Why is MongoDB Wildly Popular? It’s a Data Structure Thing.

01.16.2013
| 3209 views |
  • submit to reddit
Curator's Note: The content of this article was originally published over at the MongoLab blog .

“Show me your code and conceal your data structures, and I shall continue to be mystified. Show me your data structures, and I won’t usually need your code; it’ll be obvious.” - Eric Raymond, in The Cathedral and the Bazaar, 1997

Linguistic innovation

The fundamental task of programming is telling a computer how to do something.  Because of this, much of the innovation in the field of software development has been linguistic innovation; that is, innovation in the ease and effectiveness with which a programmer is able to instruct a computer system.

While machines operate in binary, we don’t talk to them that way. Every decade has introduced higher-level programming languages, and with each, an advancement in the ability of programmers to express themselves. These advancements include improvements in how we express data structures as well as how we express algorithms.

The Object-Relational impedance mismatch

Almost all modern programming languages support OO, and when we model entities in our code, we usually model them using a composition of primitive types (ints, strings, etc…), arrays, and objects.

While each language might handle the details differently, the idea of nested object structures has become our universal language for describing ‘things’.

The data structures we use to persist data have not evolved at the same rate. For the past 30 years the primary data structure for persistent data has been the Table – a set of Rows comprised of Columns containing scalar values (ints, strings, etc…). This is the world of the relational database, popularized in the 1980′s by its transactionality, speedy queries, space efficiency over other contemporary database systems, and a meat-eating ORCL salesforce.

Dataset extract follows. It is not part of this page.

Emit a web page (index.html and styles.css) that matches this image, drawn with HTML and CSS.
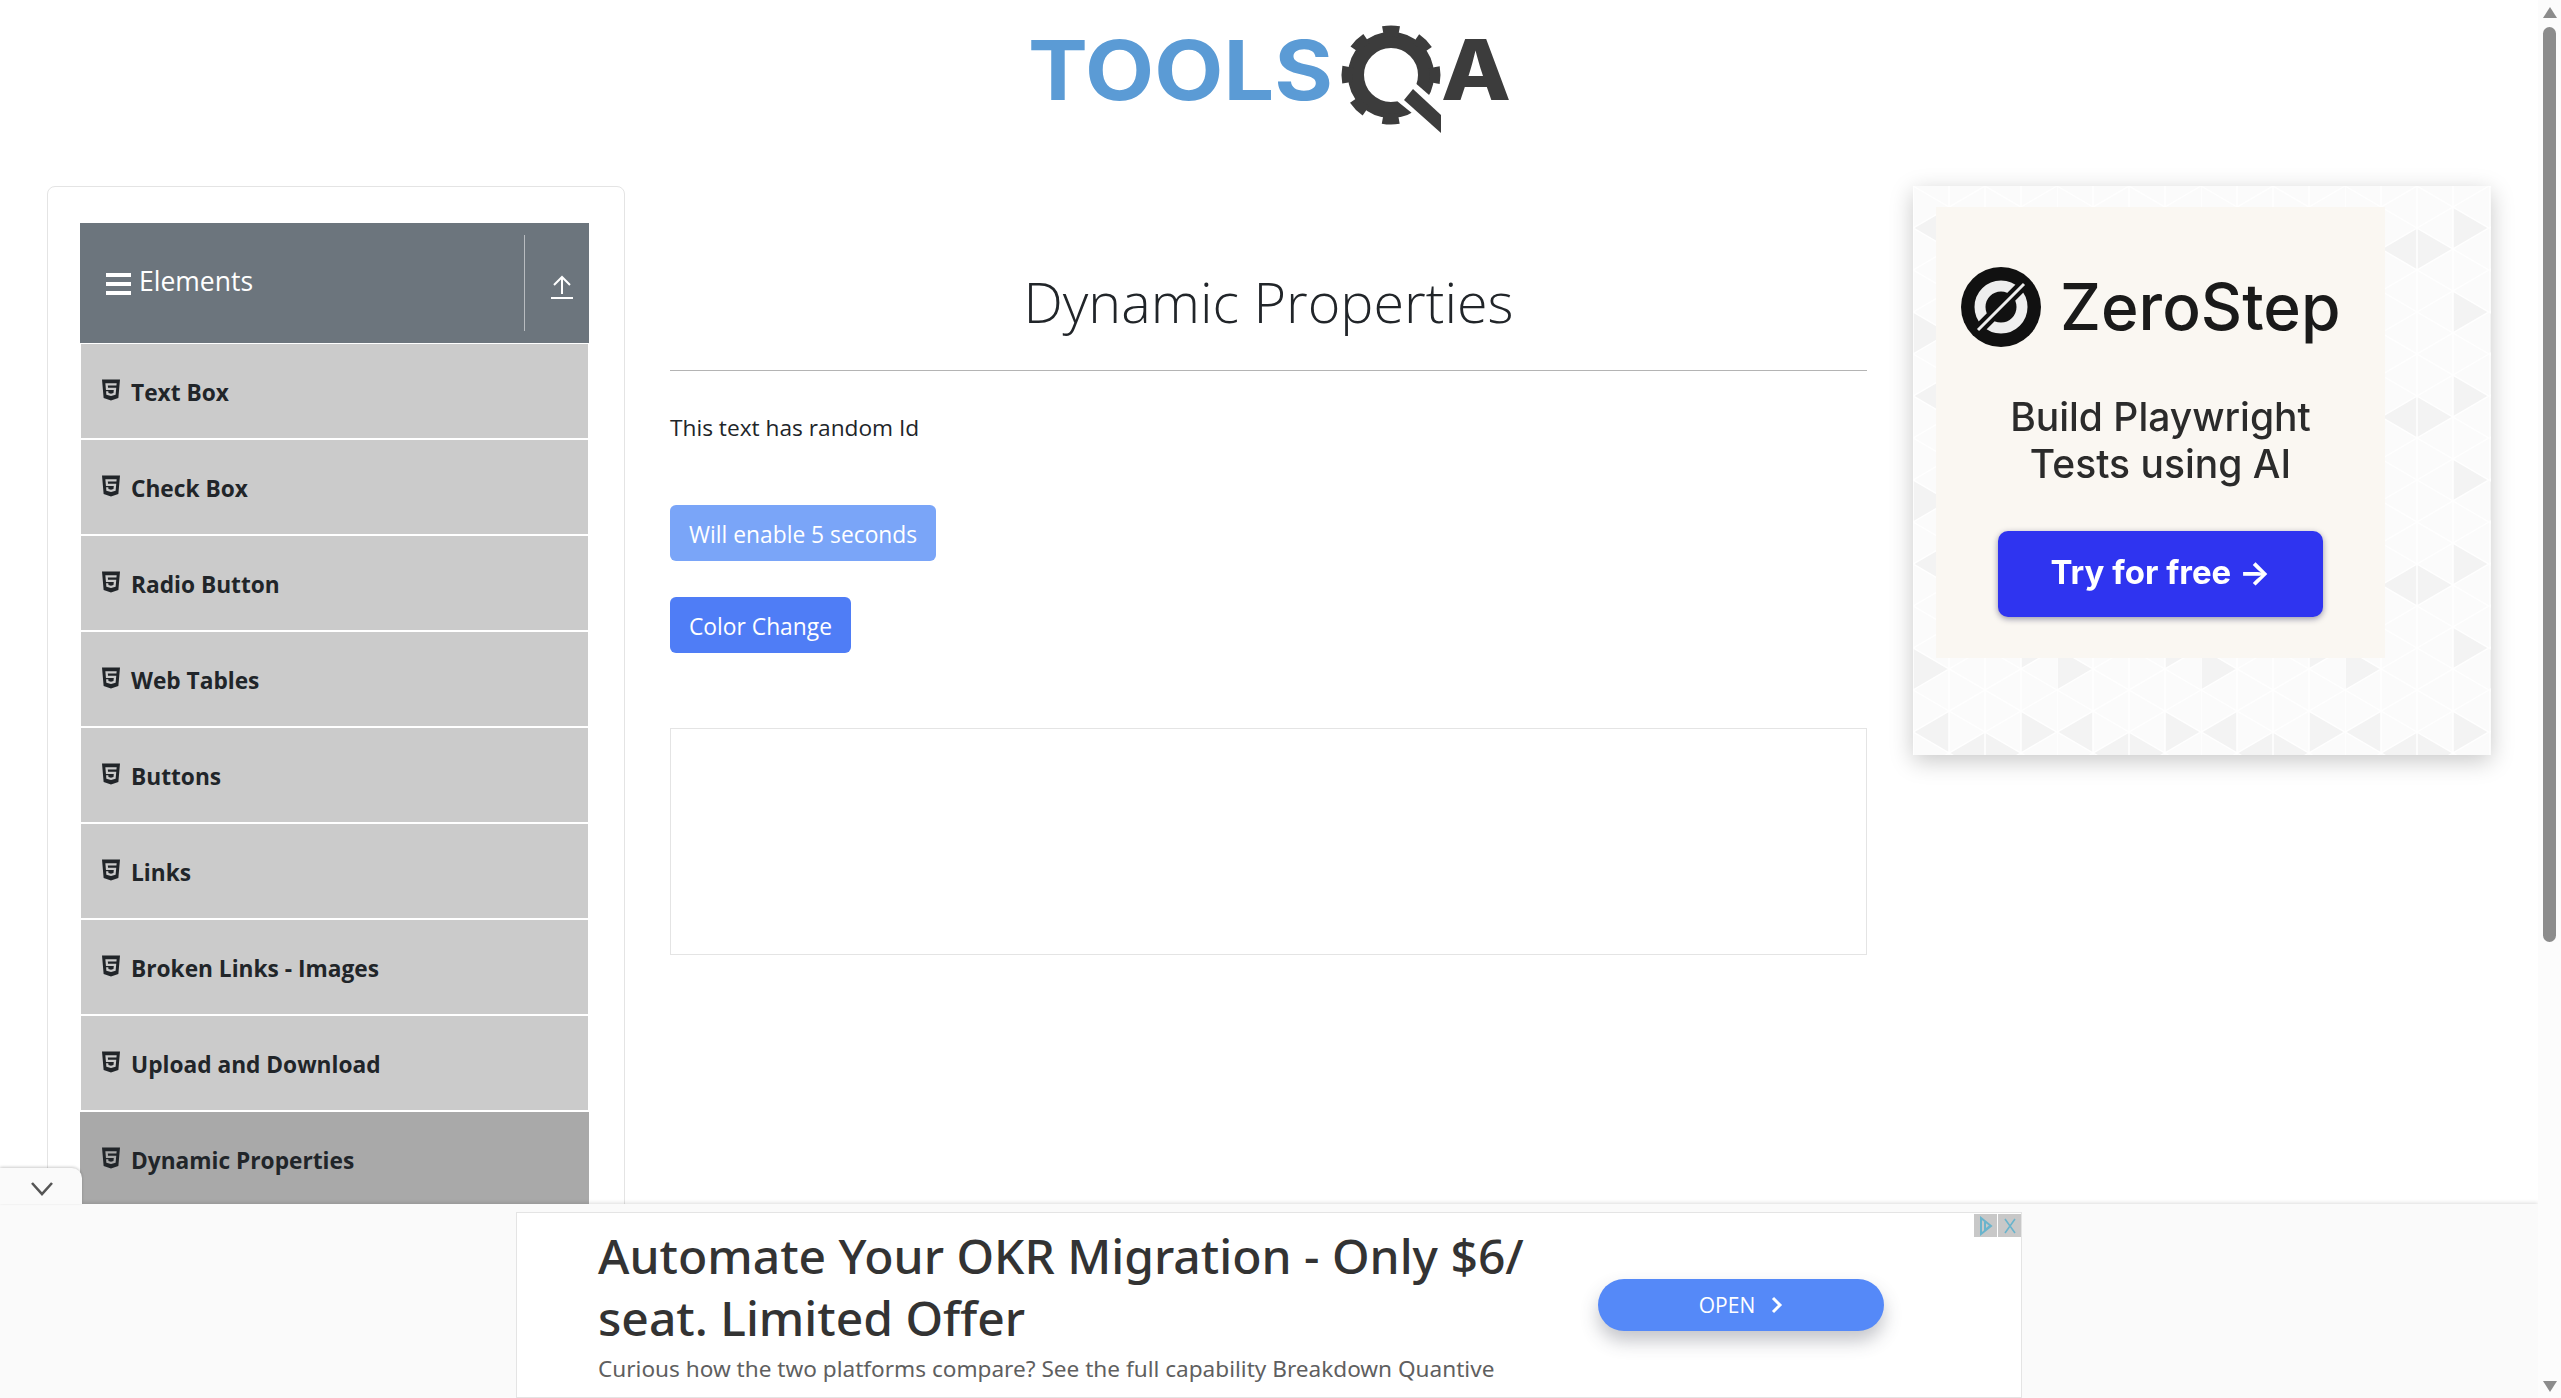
FILE: index.html
```html
<!DOCTYPE html>
<html lang="en">
<head>
<meta charset="utf-8">
<title>Dynamic Properties</title>
<link rel="stylesheet" href="styles.css">
</head>
<body>
<svg class="defs" width="0" height="0">
  <symbol id="h5" viewBox="0 0 384 512"><path d="M0 32l34.9 395.8L191.5 480l157.6-52.2L384 32H0zm308.2 127.9H124.4l4.1 49.4h175.6l-13.6 148.4-97.9 27v.3h-1.1l-98.7-27.3-6-75.8h47.7L138 320l53.5 14.5 53.7-14.5 6-62.2H84.3L71.5 112.2h241.1l-4.4 47.7z"/></symbol>
</svg>
<div class="viewport">
  <header class="top">
    <svg class="logo" viewBox="0 0 483 111" width="483" height="111">
      <text class="logo-tools" x="0" y="77" textLength="305" lengthAdjust="spacingAndGlyphs">TOOLS</text>
      <g transform="translate(363 52)">
        <circle r="35" class="gear-body"/>
        <circle r="44" class="gear-teeth" transform="rotate(-100.4)"/>
      </g>
      <path class="gear-cut" d="M369 78L385 58L416 85V116Z"/>
      <path class="gear-handle" d="M376 77L385 66L413 92V110Z"/>
      <text class="logo-a" x="413" y="77" textLength="70" lengthAdjust="spacingAndGlyphs">A</text>
    </svg>
  </header>
  <main class="main">
    <aside class="card">
      <div class="group-head">
        <span class="burger"><i></i><i></i><i></i></span>
        <span class="group-title">Elements</span>
        <span class="group-tool">
          <svg width="24" height="26" viewBox="0 0 24 26"><path d="M12 20V4M4 11l8-8 8 8M1 24h22" fill="none" stroke="#fff" stroke-width="2"/></svg>
        </span>
      </div>
      <ul class="menu">
        <li class="menu-item"><svg class="h5"><use href="#h5"/></svg>Text Box</li>
        <li class="menu-item"><svg class="h5"><use href="#h5"/></svg>Check Box</li>
        <li class="menu-item"><svg class="h5"><use href="#h5"/></svg>Radio Button</li>
        <li class="menu-item"><svg class="h5"><use href="#h5"/></svg>Web Tables</li>
        <li class="menu-item"><svg class="h5"><use href="#h5"/></svg>Buttons</li>
        <li class="menu-item"><svg class="h5"><use href="#h5"/></svg>Links</li>
        <li class="menu-item"><svg class="h5"><use href="#h5"/></svg>Broken Links - Images</li>
        <li class="menu-item"><svg class="h5"><use href="#h5"/></svg>Upload and Download</li>
        <li class="menu-item active"><svg class="h5"><use href="#h5"/></svg>Dynamic Properties</li>
      </ul>
    </aside>
    <section class="content">
      <h1 class="title">Dynamic Properties</h1>
      <hr class="rule">
      <p class="random">This text has random Id</p>
      <button class="btn btn-off">Will enable 5 seconds</button>
      <button class="btn">Color Change</button>
      <div class="empty"></div>
    </section>
    <aside class="promo">
      <svg class="promo-bg" width="578" height="569">
        <defs>
          <pattern id="tri" width="144" height="168" patternUnits="userSpaceOnUse">
            <rect width="144" height="168" fill="#fbfbfb"/>
            <path d="M72 42V84L36 63ZM72 42V84L108 63ZM108 105V147L144 126ZM0 126V168L36 147ZM36 21V63L0 42ZM108 21V63L144 42Z" fill="#f3f3f3"/>
            <path d="M0 0V168M36 0V168M72 0V168M108 0V168M0 0L144 84M0 42L144 126M0 84L144 168M0 126L72 168M72 0L144 42M0 84L144 0M0 126L144 42M0 168L144 84M72 168L144 126M0 42L72 0" stroke="#fff" stroke-width="1.5" fill="none"/>
          </pattern>
        </defs>
        <rect width="578" height="569" fill="url(#tri)"/>
      </svg>
      <div class="promo-inner">
        <div class="zs-brand">
          <svg class="zs-mark" viewBox="0 0 80 80" width="80" height="80">
            <circle cx="40" cy="40" r="40" fill="#111"/>
            <circle cx="40" cy="40" r="21" fill="none" stroke="#eee" stroke-width="11"/>
            <path d="M14 66L66 14" stroke="#111" stroke-width="11"/>
            <path d="M17 63L63 17" stroke="#eee" stroke-width="3"/>
          </svg>
          <span class="zs-name">ZeroStep</span>
        </div>
        <p class="zs-tag">Build Playwright<br>Tests using AI</p>
        <div class="zs-btn">Try for free →</div>
      </div>
    </aside>
  </main>
  <div class="dock">
    <div class="dock-tab">
      <svg width="24" height="16" viewBox="0 0 24 16"><path d="M2 2l10 11L22 2" fill="none" stroke="#555" stroke-width="2.6"/></svg>
    </div>
    <div class="banner">
      <div class="banner-copy">
        <div class="banner-head">Automate Your OKR Migration - Only $6/<br>seat. Limited Offer</div>
        <div class="banner-sub">Curious how the two platforms compare? See the full capability Breakdown Quantive</div>
      </div>
      <div class="banner-btn">OPEN<svg width="12" height="18" viewBox="0 0 12 18"><path d="M2 2l7 7-7 7" fill="none" stroke="#fff" stroke-width="3"/></svg></div>
      <div class="adchoice">
        <span class="adbox"><svg width="16" height="20" viewBox="0 0 16 20"><path d="M3 2v16l10-8Z M7 6v8l5-4" fill="none" stroke="#6ab4cc" stroke-width="2"/></svg></span>
        <span class="adbox"><svg width="14" height="18" viewBox="0 0 14 18"><path d="M2 2l10 14M12 2L2 16" fill="none" stroke="#6ab4cc" stroke-width="1.6"/></svg></span>
      </div>
    </div>
  </div>
</div>
<div class="scrollbar">
  <span class="arrow-up"></span>
  <span class="thumb"></span>
  <span class="arrow-down"></span>
</div>
</body>
</html>
```

FILE: styles.css
```css
* { box-sizing: border-box; }
html, body { margin: 0; height: 100%; overflow: hidden; }
body {
  display: flex;
  background: #fff;
  color: #212529;
  font-family: "Open Sans", "Noto Sans", sans-serif;
  font-size: 22.7px;
}
.defs { position: absolute; }
.viewport { position: relative; flex: 1; min-width: 0; height: 1398px; overflow: hidden; }

.top { height: 186px; display: flex; justify-content: center; padding-top: 23px; }
.logo { filter: blur(.6px); overflow: visible; }
.logo-tools { font-family: Inter, sans-serif; font-weight: 700; font-size: 82px; fill: #5b9bd5; }
.logo-a { font-family: Inter, sans-serif; font-weight: 800; font-size: 84px; fill: #3c3c3c; }
.gear-body { fill: none; stroke: #3c3c3c; stroke-width: 16px; }
.gear-teeth { fill: none; stroke: #3c3c3c; stroke-width: 11px; stroke-dasharray: 16 18.56; }
.gear-cut { fill: #fff; }
.gear-handle { fill: #3c3c3c; }

.main { display: flex; align-items: flex-start; padding-left: 47px; }
.card {
  flex: none;
  width: 578px;
  height: 1300px;
  padding: 36px 35px 0 32px;
  border: 1px solid #e4e4e4;
  border-radius: 8px;
}
.group-head {
  display: flex;
  align-items: center;
  height: 120px;
  padding-left: 26px;
  background: #6c757d;
  color: #fff;
}
.burger { display: flex; flex-direction: column; gap: 5px; width: 25px; margin-right: 8px; margin-top: 2px; }
.burger i { display: block; height: 4px; background: #fff; }
.group-title { flex: 1; font-size: 26.5px; font-weight: 400; margin-top: -4px; }
.group-tool {
  display: flex;
  align-items: center;
  justify-content: center;
  align-self: stretch;
  width: 65px;
  margin: 12px 0;
  padding: 8px 0 0 10px;
  border-left: 1px solid #b8bcc0;
}
.menu { list-style: none; margin: 0; padding: 0; }
.menu-item {
  display: flex;
  align-items: center;
  height: 96px;
  margin: 0 1px;
  padding: 2px 0 0 21px;
  background: #cbcbcb;
  border-top: 1px solid #fff;
  border-bottom: 1px solid #fff;
  font-weight: 700;
  font-size: 22.7px;
}
.menu-item.active { margin: 0; padding-left: 22px; background: #a9a9a9; }
.h5 { width: 18px; height: 24px; margin-right: 11px; margin-top: -5px; fill: #212529; }

.content { flex: none; width: 1197px; margin-left: 45px; }
.title {
  margin: 0;
  padding-top: 79px;
  height: 184px;
  text-align: center;
  font-size: 55.7px;
  line-height: 72px;
  font-weight: 300;
}
.rule { margin: 0; border: 0; border-top: 1px solid #b4b4b4; }
.random { margin: 0; padding-top: 39px; line-height: 36px; height: 134px; }
.btn {
  display: block;
  height: 56px;
  margin: 0 0 35px;
  padding: 2px 19px 0;
  border: 0;
  border-radius: 6px;
  background: #4f7df6;
  color: #fff;
  font-family: inherit;
  font-size: 22.8px;
}
.btn-off { background: #7aa5f8; margin-bottom: 36px; }
.empty { height: 227px; margin-top: 75px; border: 1px solid #e4e4e4; }

.promo {
  position: relative;
  flex: none;
  width: 578px;
  height: 569px;
  margin-left: 46px;
  box-shadow: 0 6px 22px rgba(0,0,0,.22);
  font-family: Inter, sans-serif;
}
.promo-bg { position: absolute; inset: 0; }
.promo-inner {
  position: relative;
  width: 449px;
  height: 451px;
  margin: 21px 0 0 23px;
  background: #faf7f2;
  filter: blur(.6px);
  display: flex;
  flex-direction: column;
  align-items: center;
}
.zs-brand { display: flex; align-items: center; gap: 19px; align-self: flex-start; margin: 60px 0 0 25px; }
.zs-name { font-size: 64px; font-weight: 500; color: #1a1a1a; line-height: 80px; }
.zs-tag { margin: 46px 0 0; font-size: 39px; font-weight: 500; line-height: 47px; text-align: center; color: #2b2b2b; }
.zs-btn {
  width: 325px;
  height: 86px;
  margin-top: 44px;
  border-radius: 10px;
  background: #2f34f0;
  color: #fff;
  font-size: 33px;
  font-weight: 700;
  line-height: 83px;
  text-align: center;
  box-shadow: 0 2px 6px rgba(0,0,60,.4);
}

.dock {
  position: absolute;
  left: 0;
  right: 0;
  bottom: 0;
  height: 194px;
  padding-top: 8px;
  background: #fafafa;
  box-shadow: 0 -1px 4px rgba(0,0,0,.14);
  display: flex;
  justify-content: center;
}
.dock-tab {
  position: absolute;
  left: 0;
  top: -36px;
  width: 82px;
  height: 36px;
  padding: 6px 0 0 2px;
  display: flex;
  align-items: center;
  justify-content: center;
  background: #fafafa;
  border-radius: 0 10px 0 0;
  box-shadow: 0 -1px 3px rgba(0,0,0,.2);
}
.banner {
  position: relative;
  width: 1506px;
  display: flex;
  align-items: flex-start;
  padding-left: 81px;
  background: #fff;
  border: 1px solid #e4e4e4;
}
.banner-copy { width: 1000px; padding-top: 12px; }
.banner-head { font-family: "Noto Sans", sans-serif; font-size: 48px; font-weight: 500; line-height: 62px; color: #333; }
.banner-sub { margin-top: 3px; font-family: "Noto Sans", sans-serif; font-size: 22.6px; line-height: 34px; color: #5f5f5f; }
.banner-btn {
  display: flex;
  align-items: center;
  justify-content: center;
  gap: 16px;
  width: 286px;
  height: 52px;
  margin-top: 66px;
  border-radius: 26px;
  background: #5589f8;
  color: #fff;
  font-size: 21px;
  box-shadow: 0 10px 18px rgba(60,64,80,.3);
}
.adchoice { position: absolute; top: 1px; right: 0; display: flex; gap: 1px; }
.adbox { display: flex; align-items: center; justify-content: center; width: 23px; height: 23px; background: #c8c8c8; }

.scrollbar {
  position: relative;
  flex: none;
  width: 23px;
  height: 1398px;
  background: #fcfcfc;
  display: flex;
  flex-direction: column;
  align-items: center;
}
.thumb { width: 13px; height: 915px; border-radius: 7px; background: #8c8c8c; margin-top: 9px; }
.arrow-up, .arrow-down { width: 0; height: 0; border-left: 7px solid transparent; border-right: 7px solid transparent; }
.arrow-up { margin-top: 7px; border-bottom: 11px solid #8c8c8c; }
.arrow-down { position: absolute; bottom: 6px; border-top: 11px solid #8c8c8c; }
```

The difference between the way we model things in code, via objects, and the way they are represented in persistent storage, via tables, has been the source of much difficulty for programmers. Millennia of man-effort have been put against solving the problem of changing the shape of data from the object form to the relational form and back.

Tools called Object-Relational Mapping systems (ORMs) exist for every object-oriented language in existence, and even with these tools, almost any programmer will complain that doing O/R mapping in any meaningful way is a time-consuming chore.

Ted Neward hit it spot on when he said:

“Object-Relational mapping is the Vietnam of our industry”

There were attempts made at object databases in the 90s, but there was no technology that ever became a real alternative to the relational database. The document database, and in particular MongoDB, is the first successful Web-era object store, and because of that, represents the first big linguistic innovation in persistent data structures in a very long time. Instead of flat, two-dimensional tables of records, we have collections of rich, recursive, N-dimensional objects (a.k.a. documents) for records.

An Example: the Blog Post

Consider the blog post. Most likely you would have a class / object structure for modeling blog posts in your code, but if you are using a relational database to store your blog data, each entry would be spread across a handful of tables.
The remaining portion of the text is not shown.